CrunchyData / postgres-operator

Production PostgreSQL for Kubernetes, from high availability Postgres clusters to full-scale database-as-a-service.
https://access.crunchydata.com/documentation/postgres-operator/v5/
Apache License 2.0
3.96k stars 594 forks source link

Backup to S3 using IRSA does not work #4006

Open jeffgus opened 1 month ago

jeffgus commented 1 month ago

Overview

I'm unable to get the backup to S3 to work with a service account and IAM role (IRSA).

Environment

Steps to Reproduce

Create an IAM role in AWS with a Trust Relationship. Make sure that the ServiceAccounts are annotated. set: repo2-s3-key-type = web-id set bucket name, region, and endpoint.

I set s3.conf to be:

[global]
repo2-retention-full = 14
repo2-retention-full-type = time
repo2-s3-key-type = web-id

I'm not sure if these settings belong in the s3.conf file or the main config file. I've tried both.

EXPECTED

The pgbackrest should be able to find the token to commicate with the s3 bucket.

ACTUAL

I get one of two errors. I get an error saying that AWS_ROLE_ARN and AWS_WEB_IDENTITY_TOKEN_FILE env vars are missing. If I override the metadata for all serviceaccounts and edit the StatefulSet for the repo-host settings the serviceAccountName, that error goes away. It is replaced with:

command terminated with exit code 29: ERROR: [029]: unable to find child 'AssumeRoleWithWebIdentityResult':0 in node 'ErrorResponse'

Logs

command terminated with exit code 31: ERROR: [031]: option 'repo2-s3-key-type' is 'web-id' but 'AWS_ROLE_ARN' and 'AWS_WEB_IDENTITY_TOKEN_FILE' are not set

or

command terminated with exit code 29: ERROR: [029]: unable to find child 'AssumeRoleWithWebIdentityResult':0 in node 'ErrorResponse'

Additional Information

This is similar to #3135 and #3472, but these issues are old and things have changed.

I tried to tweak the role trust relationship rule and it doesn't seem to make a difference. I can run a container with awscli with the same serviceAccount and it works fine.

I can also try to run pgbackrest on the repo-node manually. It fails to properly backup (which is expected), bit it DOES communicate with S3 and creates the backup.info file.

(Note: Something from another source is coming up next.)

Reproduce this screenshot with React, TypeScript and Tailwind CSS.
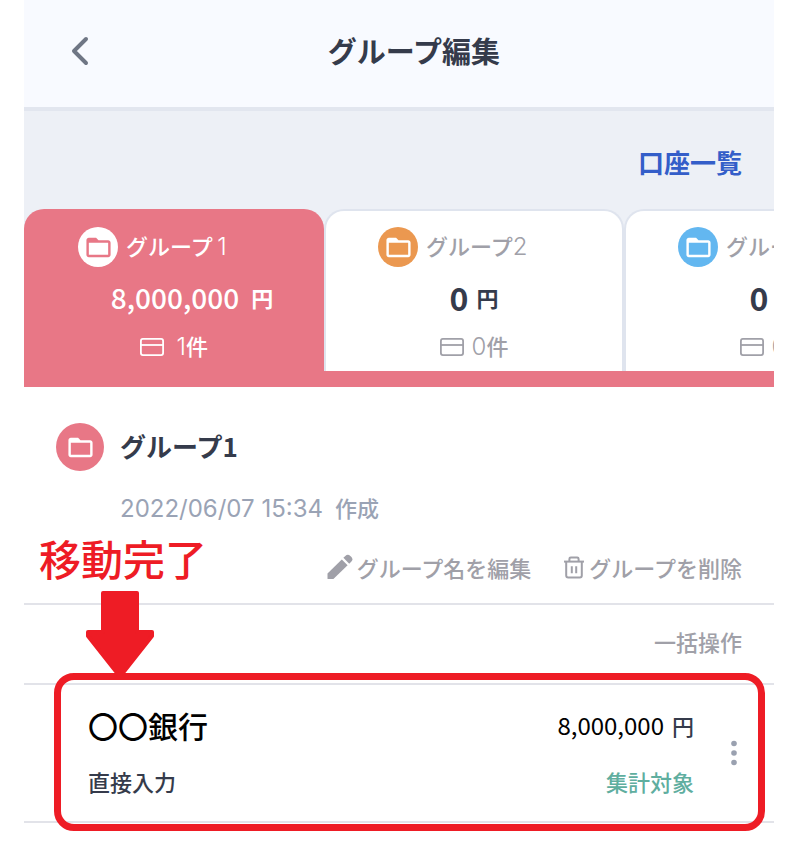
import { MdFolderOpen } from "react-icons/md";

type Group = {
  name: string;
  number: string;
  amount: string;
  count: string;
  badge: string;
};

const groups: Group[] = [
  { name: "グループ", number: "1", amount: "8,000,000", count: "1", badge: "bg-white text-[#e87786]" },
  { name: "グループ", number: "2", amount: "0", count: "0", badge: "bg-[#eb9850] text-white" },
  { name: "グループ", number: "3", amount: "0", count: "0", badge: "bg-[#63b7f0] text-white" },
];

const CardIcon: React.FC = () => (
  <svg width="24" height="18" viewBox="0 0 24 18" fill="none" stroke="currentColor" strokeWidth="1.8">
    <rect x="0.9" y="0.9" width="22.2" height="16.2" rx="2" />
    <path d="M1 7h22" />
  </svg>
);

const PencilIcon: React.FC = () => (
  <svg width="26" height="26" viewBox="0 0 26 26" fill="currentColor">
    <path d="M0.5 24.4v-5L14.8 5.4l5.8 5.9L6.4 24.9H1a.5.5 0 0 1-.5-.5z" />
    <path d="M16.4 3.8l1.9-1.9a3.6 3.6 0 0 1 5 0l.9.9a3.6 3.6 0 0 1 0 5l-2 1.9z" />
  </svg>
);

const TrashIcon: React.FC = () => (
  <svg width="22" height="24" viewBox="0 0 22 24" fill="none" stroke="currentColor" strokeWidth="2">
    <path d="M1 6.6h20" />
    <path d="M6.4 6.6V4c0-.9.6-1.4 1.4-1.4h6.4c.8 0 1.4.5 1.4 1.4v2.6" />
    <path d="M3.2 6.6v14c0 1.2.8 2 2 2h11.6c1.2 0 2-.8 2-2v-14" />
    <path d="M8.8 11.2v7M13.2 11.2v7" />
  </svg>
);

const Digit: React.FC<{ value: string }> = ({ value }) => (
  <span className="inline-block min-w-3.5 text-right font-['Inter'] text-[24px] font-light">{value}</span>
);

const GroupTab: React.FC<{ group: Group; active: boolean }> = ({ group, active }) => (
  <button
    className={
      active
        ? "flex w-2/5 shrink-0 flex-col items-center rounded-t-[20px] bg-[#e87786] pt-[18px] text-white"
        : "flex w-2/5 shrink-0 flex-col items-center rounded-t-[20px] border-2 border-b-0 border-[#dfe4ee] bg-white pt-4 text-[#a0a0a8]"
    }
  >
    <span className="flex w-48 items-center gap-2">
      <span className={`flex size-10 shrink-0 items-center justify-center rounded-full ${group.badge}`}>
        <MdFolderOpen size={29} />
      </span>
      <span className="text-[22px] font-medium whitespace-nowrap">
        {group.name}
        <Digit value={group.number} />
      </span>
    </span>
    <span
      className={
        active
          ? "mt-2.5 flex h-10 items-center gap-3 pl-9 text-[28px] font-medium"
          : "mt-2.5 flex h-10 items-center gap-2 text-[32px] font-bold text-[#353b4b]"
      }
    >
      {group.amount}
      <span className="text-[22px] font-bold">円</span>
    </span>
    <span className="mt-3.5 flex h-8 items-center gap-2 text-[22px] font-medium">
      <CardIcon />
      <span>
        <Digit value={group.count} />件
      </span>
    </span>
  </button>
);

const Annotation: React.FC = () => (
  <div className="pointer-events-none absolute -top-[12px] right-[9px] -bottom-[10px] left-[30px] rounded-[20px] border-[7px] border-[#ee1c25]">
    <p className="absolute -top-[152px] -left-[22px] text-[42px] leading-[60px] font-medium whitespace-nowrap text-[#ee1c25]">
      移動完了
    </p>
    <svg
      className="absolute -top-[89px] left-[25px]"
      width="68"
      height="87"
      viewBox="0 0 68 87"
      fill="#ee1c25"
      stroke="#ee1c25"
      strokeWidth="4"
      strokeLinejoin="round"
    >
      <path d="M17 2h34v39h15v4L36 83h-4L2 45v-4h15z" />
    </svg>
  </div>
);

const App: React.FC = () => {
  return (
    <main className="overflow-hidden bg-white pr-[26px] pb-7 pl-6 font-['Noto_Sans_CJK_JP',sans-serif] text-[#353b4b]">
      <header className="flex h-[111px] items-center border-b-4 border-[#e2e6ef] bg-[#f8faff] pr-[50px] pb-1.5 pl-8">
        <button aria-label="戻る" className="flex size-12 items-center justify-center text-[#6f7685]">
          <svg width="18" height="30" viewBox="0 0 18 30" fill="none" stroke="currentColor" strokeWidth="4" strokeLinecap="round" strokeLinejoin="round">
            <path d="M15 3L3 15l12 12" />
          </svg>
        </button>
        <h1 className="flex-1 text-center text-[29px] font-bold">グループ編集</h1>
      </header>

      <section className="bg-[#edf0f6]">
        <div className="flex h-[98px] items-center justify-end px-8">
          <a href="#accounts" className="pt-0.5 text-[26px] font-bold text-[#345ec9]">
            口座一覧
          </a>
        </div>
        <div className="flex h-[162px] overflow-hidden">
          {groups.map((group, index) => (
            <GroupTab key={index} group={group} active={index === 0} />
          ))}
        </div>
        <div className="h-4 bg-[#e87786]"></div>
      </section>

      <section className="border-b-2 border-[#e2e3e9] px-8 pt-9 pb-4.5">
        <div className="flex items-center gap-4">
          <span className="flex size-12 items-center justify-center rounded-full bg-[#e87786] text-white">
            <MdFolderOpen size={29} />
          </span>
          <h2 className="pb-1 text-[26px] font-bold">グループ1</h2>
        </div>
        <p className="mt-4.5 flex items-baseline gap-3 pl-16 text-[22px] leading-9 font-medium text-[#9aa3b5]">
          <span className="font-['Inter'] text-[24px] font-normal">2022/06/07 15:34</span>
          <span>作成</span>
        </p>
        <div className="mt-5.5 flex justify-end gap-8 text-[22px] leading-9 font-medium text-[#a0a0a8]">
          <button className="flex items-center gap-1">
            <PencilIcon />
            グループ名を編集
          </button>
          <button className="flex items-center gap-1">
            <TrashIcon />
            グループを削除
          </button>
        </div>
      </section>

      <div className="flex h-20 items-center justify-end border-b-2 border-[#e2e3e9] px-8 pb-1.5">
        <button className="text-[22px] font-medium text-[#a0a0a8]">一括操作</button>
      </div>

      <section className="relative flex h-[138px] items-center border-b-2 border-[#e2e3e9] pr-7 pl-16">
        <div className="flex-1">
          <h3 className="text-[30px] leading-10 font-medium text-black">〇〇銀行</h3>
          <p className="mt-4 text-[22px] leading-10 font-medium">直接入力</p>
        </div>
        <div className="text-right">
          <p className="flex justify-end gap-2 text-[22px] leading-10 font-medium">
            <span className="text-[24px] font-normal text-black">8,000,000</span>
            <span>円</span>
          </p>
          <p className="mt-4 text-[22px] leading-10 font-medium text-[#5fae9f]">集計対象</p>
        </div>
        <button aria-label="メニュー" className="ml-7 flex w-6 flex-col items-center gap-1 text-[#9aa1b0]">
          <svg width="6" height="26" viewBox="0 0 6 26" fill="currentColor">
            <circle cx="3" cy="3.5" r="2.8" />
            <circle cx="3" cy="13" r="2.8" />
            <circle cx="3" cy="22.5" r="2.8" />
          </svg>
        </button>
        <Annotation />
      </section>
    </main>
  );
};

export default App;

What is the correct configuration for this to work?

jvincze84 commented 4 weeks ago

Hi, We have the same (or similar issue). We running OKD on AWS. OKD Version: 4.15.0-0.okd-2024-03-10-010116

Log:

time="2024-10-29T13:20:06Z" level=info msg="crunchy-pgbackrest starts"
time="2024-10-29T13:20:06Z" level=info msg="debug flag set to false"
time="2024-10-29T13:20:06Z" level=info msg="backrest backup command requested"
time="2024-10-29T13:20:06Z" level=info msg="command to execute is [pgbackrest backup --stanza=db --repo=1]"
time="2024-10-29T13:20:07Z" level=info msg="output=[]"
time="2024-10-29T13:20:07Z" level=info msg="stderr=[ERROR: [031]: option 'repo1-s3-key-type' is 'web-id' but 'AWS_ROLE_ARN' and 'AWS_WEB_IDENTITY_TOKEN_FILE' are not set\n]"
time="2024-10-29T13:20:07Z" level=fatal msg="command terminated with exit code 31"

But these system evironments are in place. I checked in a debug pod. I also checked web id token and role with aws cli and i was able to upload files to the bucket.

Can somebody help? It seems that the error message is missleading and there are other issues behind the scene. But without proper log message we cannot contiunue debugging.

Thanks, Jvincze84

jeffgus commented 3 weeks ago

I think the issue is how the backup runs. When I set the annotation, the cronjob runs with the AWS_ROLE_ARN, etc set. When I remove the "volume" from the s3 repo definition, the operator complains:

Stanza not created for \"repo2\" as specified for a scheduled backup

I don't think s3 repo's should have a volume section, but I can't make the operator write out the config without one. When it has a volume, then it interacts with the repo host which does NOT have AWS_ROLE_ARN set.